● **EXERCISE DIRECTIONS**: Retype exactly the lines from the first one through the line with "const PIcon = ()", including both ends; skip any pictures.

** START DATA LINES **

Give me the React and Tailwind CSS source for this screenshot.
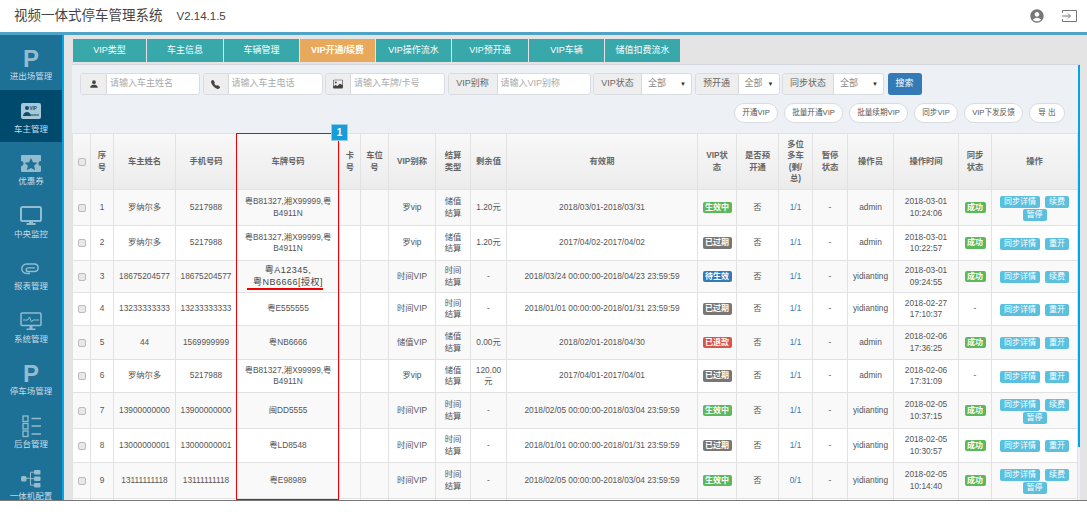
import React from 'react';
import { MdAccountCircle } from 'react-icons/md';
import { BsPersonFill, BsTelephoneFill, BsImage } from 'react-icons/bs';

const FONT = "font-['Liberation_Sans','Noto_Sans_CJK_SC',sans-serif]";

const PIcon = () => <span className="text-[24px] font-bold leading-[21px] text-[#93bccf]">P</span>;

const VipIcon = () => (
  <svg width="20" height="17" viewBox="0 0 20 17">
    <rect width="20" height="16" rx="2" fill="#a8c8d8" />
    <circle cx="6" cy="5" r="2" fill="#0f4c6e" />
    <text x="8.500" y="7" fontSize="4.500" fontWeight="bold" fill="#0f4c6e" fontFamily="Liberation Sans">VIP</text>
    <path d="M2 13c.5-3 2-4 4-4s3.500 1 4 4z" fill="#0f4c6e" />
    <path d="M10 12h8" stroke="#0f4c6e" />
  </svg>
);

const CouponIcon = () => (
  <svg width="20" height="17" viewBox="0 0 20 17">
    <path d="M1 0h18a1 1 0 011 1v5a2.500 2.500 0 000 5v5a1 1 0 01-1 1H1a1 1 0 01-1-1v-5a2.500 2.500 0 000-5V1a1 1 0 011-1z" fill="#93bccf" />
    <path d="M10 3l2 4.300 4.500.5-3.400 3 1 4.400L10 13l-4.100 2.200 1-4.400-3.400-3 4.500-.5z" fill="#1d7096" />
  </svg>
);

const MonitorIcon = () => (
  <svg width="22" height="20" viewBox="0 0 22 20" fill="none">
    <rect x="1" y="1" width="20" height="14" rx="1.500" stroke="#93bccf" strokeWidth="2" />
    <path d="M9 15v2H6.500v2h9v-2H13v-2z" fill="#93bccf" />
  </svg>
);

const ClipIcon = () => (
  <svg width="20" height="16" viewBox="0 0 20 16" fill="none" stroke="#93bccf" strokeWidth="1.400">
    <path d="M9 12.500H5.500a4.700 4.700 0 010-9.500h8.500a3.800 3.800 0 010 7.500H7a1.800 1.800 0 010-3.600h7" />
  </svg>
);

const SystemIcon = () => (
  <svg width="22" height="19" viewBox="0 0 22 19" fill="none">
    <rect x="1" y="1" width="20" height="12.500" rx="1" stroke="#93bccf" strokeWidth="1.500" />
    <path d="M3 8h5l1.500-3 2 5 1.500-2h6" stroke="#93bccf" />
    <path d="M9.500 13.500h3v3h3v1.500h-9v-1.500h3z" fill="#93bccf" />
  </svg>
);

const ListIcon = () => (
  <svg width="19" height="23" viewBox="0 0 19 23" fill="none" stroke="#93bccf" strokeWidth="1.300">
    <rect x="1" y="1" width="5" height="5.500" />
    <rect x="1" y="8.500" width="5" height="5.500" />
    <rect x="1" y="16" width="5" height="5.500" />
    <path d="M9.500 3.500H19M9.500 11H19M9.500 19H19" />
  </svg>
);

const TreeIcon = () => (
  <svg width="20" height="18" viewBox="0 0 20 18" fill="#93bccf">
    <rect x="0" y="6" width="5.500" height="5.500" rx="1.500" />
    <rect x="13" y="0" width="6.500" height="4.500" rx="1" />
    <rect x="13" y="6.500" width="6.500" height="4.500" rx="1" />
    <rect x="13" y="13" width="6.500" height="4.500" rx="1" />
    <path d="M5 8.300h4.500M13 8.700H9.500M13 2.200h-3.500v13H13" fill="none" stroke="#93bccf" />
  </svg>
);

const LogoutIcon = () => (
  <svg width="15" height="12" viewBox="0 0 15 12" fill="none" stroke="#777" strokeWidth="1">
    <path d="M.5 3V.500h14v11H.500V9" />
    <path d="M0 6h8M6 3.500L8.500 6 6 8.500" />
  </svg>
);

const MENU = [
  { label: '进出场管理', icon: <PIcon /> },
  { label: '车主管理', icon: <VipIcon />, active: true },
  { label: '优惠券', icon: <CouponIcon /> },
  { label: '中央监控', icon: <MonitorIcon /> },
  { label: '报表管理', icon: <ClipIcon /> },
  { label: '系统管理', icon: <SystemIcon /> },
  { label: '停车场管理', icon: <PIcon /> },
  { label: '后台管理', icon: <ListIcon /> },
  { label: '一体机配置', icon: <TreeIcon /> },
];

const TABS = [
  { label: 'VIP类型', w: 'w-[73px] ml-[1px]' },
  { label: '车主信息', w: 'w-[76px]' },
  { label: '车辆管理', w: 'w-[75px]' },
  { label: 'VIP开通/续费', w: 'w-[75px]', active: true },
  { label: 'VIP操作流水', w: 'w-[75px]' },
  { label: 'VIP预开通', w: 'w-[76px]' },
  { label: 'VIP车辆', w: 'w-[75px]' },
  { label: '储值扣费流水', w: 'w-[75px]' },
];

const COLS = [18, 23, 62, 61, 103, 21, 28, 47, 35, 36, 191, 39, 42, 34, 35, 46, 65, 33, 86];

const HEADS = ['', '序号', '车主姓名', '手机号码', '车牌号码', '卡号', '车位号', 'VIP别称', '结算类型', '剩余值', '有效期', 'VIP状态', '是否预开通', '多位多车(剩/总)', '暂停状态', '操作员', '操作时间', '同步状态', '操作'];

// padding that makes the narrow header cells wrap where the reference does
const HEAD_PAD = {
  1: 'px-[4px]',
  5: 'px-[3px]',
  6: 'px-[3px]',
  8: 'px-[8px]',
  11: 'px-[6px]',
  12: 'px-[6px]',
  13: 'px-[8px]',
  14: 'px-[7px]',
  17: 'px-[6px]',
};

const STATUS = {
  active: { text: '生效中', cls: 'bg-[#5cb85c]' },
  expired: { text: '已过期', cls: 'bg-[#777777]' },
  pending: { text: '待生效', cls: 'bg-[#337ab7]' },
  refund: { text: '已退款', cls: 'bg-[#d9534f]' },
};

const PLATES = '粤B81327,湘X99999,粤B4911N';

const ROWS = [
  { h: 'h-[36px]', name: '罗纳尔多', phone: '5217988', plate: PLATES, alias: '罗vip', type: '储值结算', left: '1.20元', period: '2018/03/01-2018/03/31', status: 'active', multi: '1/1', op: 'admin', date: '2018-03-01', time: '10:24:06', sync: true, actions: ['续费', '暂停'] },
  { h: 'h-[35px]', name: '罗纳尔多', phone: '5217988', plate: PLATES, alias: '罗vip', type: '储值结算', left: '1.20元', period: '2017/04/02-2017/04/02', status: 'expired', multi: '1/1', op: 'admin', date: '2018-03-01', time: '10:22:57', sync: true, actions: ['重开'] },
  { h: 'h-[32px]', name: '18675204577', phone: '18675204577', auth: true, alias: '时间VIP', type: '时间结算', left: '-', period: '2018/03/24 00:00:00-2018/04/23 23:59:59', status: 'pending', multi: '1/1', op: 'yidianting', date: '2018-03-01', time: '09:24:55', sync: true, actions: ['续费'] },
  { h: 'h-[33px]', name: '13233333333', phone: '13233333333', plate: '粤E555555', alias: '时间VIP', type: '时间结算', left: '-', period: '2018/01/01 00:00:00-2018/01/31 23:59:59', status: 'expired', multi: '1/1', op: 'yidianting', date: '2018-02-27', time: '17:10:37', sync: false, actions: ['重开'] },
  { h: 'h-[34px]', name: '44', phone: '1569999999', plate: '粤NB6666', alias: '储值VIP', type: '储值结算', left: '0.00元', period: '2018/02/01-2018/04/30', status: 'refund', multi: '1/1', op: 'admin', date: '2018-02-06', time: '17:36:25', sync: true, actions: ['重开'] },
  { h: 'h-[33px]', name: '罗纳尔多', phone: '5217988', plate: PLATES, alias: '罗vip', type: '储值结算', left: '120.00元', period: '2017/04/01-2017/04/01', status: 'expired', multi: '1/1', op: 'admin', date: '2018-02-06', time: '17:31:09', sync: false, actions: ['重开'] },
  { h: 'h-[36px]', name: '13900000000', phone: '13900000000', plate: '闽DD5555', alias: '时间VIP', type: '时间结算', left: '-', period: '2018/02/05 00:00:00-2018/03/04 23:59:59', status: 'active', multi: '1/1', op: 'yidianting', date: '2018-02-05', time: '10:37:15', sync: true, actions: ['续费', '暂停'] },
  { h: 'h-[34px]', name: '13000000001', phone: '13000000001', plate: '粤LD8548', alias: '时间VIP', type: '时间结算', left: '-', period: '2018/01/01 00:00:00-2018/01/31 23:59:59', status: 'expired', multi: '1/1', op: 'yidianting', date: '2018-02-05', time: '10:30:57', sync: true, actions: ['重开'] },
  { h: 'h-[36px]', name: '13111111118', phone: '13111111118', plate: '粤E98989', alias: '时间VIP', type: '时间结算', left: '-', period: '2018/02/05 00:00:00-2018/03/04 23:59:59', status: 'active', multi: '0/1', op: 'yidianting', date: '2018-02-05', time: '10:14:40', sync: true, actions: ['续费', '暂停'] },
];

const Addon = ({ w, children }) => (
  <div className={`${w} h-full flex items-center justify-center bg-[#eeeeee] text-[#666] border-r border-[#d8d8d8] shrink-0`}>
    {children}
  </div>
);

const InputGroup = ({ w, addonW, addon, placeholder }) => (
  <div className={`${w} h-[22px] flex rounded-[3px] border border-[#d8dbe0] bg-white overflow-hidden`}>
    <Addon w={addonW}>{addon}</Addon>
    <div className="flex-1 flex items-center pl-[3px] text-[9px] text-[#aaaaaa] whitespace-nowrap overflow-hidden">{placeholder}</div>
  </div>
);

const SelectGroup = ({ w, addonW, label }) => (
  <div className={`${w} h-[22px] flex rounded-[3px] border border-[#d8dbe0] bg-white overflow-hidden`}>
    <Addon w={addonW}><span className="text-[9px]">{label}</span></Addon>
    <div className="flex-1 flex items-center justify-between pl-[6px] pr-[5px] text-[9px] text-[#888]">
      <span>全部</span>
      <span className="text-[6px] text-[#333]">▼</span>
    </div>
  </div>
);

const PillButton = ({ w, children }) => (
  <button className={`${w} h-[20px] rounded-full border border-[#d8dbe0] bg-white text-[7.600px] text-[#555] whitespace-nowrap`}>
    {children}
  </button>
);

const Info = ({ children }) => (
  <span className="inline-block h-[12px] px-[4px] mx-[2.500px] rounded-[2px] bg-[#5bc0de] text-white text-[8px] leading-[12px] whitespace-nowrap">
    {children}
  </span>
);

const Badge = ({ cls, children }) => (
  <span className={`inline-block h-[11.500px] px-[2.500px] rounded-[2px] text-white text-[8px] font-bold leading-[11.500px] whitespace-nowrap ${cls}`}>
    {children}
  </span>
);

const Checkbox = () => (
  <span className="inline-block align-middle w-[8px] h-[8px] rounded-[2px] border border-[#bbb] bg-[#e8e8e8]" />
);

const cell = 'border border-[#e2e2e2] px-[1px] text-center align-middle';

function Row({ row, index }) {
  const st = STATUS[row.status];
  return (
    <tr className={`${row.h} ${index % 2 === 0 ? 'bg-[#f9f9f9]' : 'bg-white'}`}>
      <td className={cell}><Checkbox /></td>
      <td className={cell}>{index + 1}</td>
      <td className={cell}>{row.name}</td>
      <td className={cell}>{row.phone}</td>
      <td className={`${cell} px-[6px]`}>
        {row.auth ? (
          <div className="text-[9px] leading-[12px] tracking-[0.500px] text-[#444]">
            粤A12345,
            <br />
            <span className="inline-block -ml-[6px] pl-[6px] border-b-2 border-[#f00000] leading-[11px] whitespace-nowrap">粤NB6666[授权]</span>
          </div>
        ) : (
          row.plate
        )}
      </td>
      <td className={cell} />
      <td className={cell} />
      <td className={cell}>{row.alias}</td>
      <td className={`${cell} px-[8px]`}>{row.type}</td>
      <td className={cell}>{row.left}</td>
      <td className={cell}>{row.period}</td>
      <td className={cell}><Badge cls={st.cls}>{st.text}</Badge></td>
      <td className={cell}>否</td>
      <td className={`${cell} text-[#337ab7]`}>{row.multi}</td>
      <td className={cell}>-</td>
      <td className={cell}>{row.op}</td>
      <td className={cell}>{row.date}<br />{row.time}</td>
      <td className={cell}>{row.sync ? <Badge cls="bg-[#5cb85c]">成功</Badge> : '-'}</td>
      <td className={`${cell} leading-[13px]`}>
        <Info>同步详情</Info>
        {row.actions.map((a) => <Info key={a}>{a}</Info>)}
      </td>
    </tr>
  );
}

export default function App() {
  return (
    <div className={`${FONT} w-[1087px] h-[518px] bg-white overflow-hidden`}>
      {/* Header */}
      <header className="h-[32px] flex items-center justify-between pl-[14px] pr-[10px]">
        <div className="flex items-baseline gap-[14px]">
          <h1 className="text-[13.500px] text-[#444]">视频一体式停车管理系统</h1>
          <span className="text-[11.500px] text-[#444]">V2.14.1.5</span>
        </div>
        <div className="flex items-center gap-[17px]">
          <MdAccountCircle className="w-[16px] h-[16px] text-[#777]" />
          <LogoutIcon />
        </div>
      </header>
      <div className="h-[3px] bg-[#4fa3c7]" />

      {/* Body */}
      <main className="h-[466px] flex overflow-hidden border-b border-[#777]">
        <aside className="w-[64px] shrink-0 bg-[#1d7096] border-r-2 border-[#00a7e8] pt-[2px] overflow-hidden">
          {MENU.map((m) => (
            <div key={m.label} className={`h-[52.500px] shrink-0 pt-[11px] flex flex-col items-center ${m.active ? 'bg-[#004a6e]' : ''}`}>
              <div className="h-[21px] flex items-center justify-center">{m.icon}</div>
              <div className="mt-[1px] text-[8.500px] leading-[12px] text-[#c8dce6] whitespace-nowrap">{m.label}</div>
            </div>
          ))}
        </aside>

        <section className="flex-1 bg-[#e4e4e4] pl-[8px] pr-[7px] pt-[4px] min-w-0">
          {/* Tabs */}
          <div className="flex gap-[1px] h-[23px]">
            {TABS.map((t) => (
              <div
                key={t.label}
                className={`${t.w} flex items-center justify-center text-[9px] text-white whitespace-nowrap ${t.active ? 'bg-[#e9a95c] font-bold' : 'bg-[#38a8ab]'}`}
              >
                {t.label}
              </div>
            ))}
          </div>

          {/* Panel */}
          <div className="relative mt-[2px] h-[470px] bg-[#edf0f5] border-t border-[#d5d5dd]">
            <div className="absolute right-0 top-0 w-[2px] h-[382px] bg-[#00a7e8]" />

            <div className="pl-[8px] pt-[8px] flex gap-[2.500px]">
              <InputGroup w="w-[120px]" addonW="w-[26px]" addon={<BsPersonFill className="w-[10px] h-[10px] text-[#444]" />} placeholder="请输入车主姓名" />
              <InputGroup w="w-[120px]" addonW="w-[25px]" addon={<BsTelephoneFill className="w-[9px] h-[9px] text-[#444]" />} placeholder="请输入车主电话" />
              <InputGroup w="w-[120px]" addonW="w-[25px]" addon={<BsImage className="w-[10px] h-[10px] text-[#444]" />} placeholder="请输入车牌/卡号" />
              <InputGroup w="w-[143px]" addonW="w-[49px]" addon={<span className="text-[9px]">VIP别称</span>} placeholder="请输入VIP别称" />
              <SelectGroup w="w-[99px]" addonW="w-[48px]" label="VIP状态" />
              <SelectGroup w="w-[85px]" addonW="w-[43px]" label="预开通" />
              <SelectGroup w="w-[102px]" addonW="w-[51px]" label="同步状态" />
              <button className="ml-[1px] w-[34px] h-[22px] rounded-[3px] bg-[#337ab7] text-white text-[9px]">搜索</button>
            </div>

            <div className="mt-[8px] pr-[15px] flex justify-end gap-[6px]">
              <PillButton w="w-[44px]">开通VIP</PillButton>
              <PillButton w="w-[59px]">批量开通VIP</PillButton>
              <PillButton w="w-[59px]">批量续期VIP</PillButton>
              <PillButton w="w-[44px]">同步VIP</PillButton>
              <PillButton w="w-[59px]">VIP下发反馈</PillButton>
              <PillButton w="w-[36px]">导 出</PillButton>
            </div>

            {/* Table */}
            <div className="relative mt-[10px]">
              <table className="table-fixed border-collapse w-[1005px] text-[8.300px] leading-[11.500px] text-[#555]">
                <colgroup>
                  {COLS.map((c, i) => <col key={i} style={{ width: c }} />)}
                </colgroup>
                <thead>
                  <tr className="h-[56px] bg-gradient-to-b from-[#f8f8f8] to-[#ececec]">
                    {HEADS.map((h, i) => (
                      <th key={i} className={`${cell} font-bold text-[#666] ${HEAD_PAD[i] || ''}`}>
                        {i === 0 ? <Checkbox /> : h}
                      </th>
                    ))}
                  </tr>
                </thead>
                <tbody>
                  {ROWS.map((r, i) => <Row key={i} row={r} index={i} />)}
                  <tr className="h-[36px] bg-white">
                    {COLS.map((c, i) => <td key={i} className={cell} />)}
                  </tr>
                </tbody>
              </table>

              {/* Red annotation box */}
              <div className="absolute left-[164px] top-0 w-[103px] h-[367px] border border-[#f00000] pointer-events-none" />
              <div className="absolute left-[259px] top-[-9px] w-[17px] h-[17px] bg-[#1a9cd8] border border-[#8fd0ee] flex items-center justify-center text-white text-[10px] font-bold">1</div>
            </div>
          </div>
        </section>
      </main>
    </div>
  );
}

** END DATA LINES **

● **REPLY**:
Give me the React and Tailwind CSS source for this screenshot.
import React from 'react';
import { MdAccountCircle } from 'react-icons/md';
import { BsPersonFill, BsTelephoneFill, BsImage } from 'react-icons/bs';

const FONT = "font-['Liberation_Sans','Noto_Sans_CJK_SC',sans-serif]";

const PIcon = () => <span className="text-[24px] font-bold leading-[21px] text-[#93bccf]">P</span>;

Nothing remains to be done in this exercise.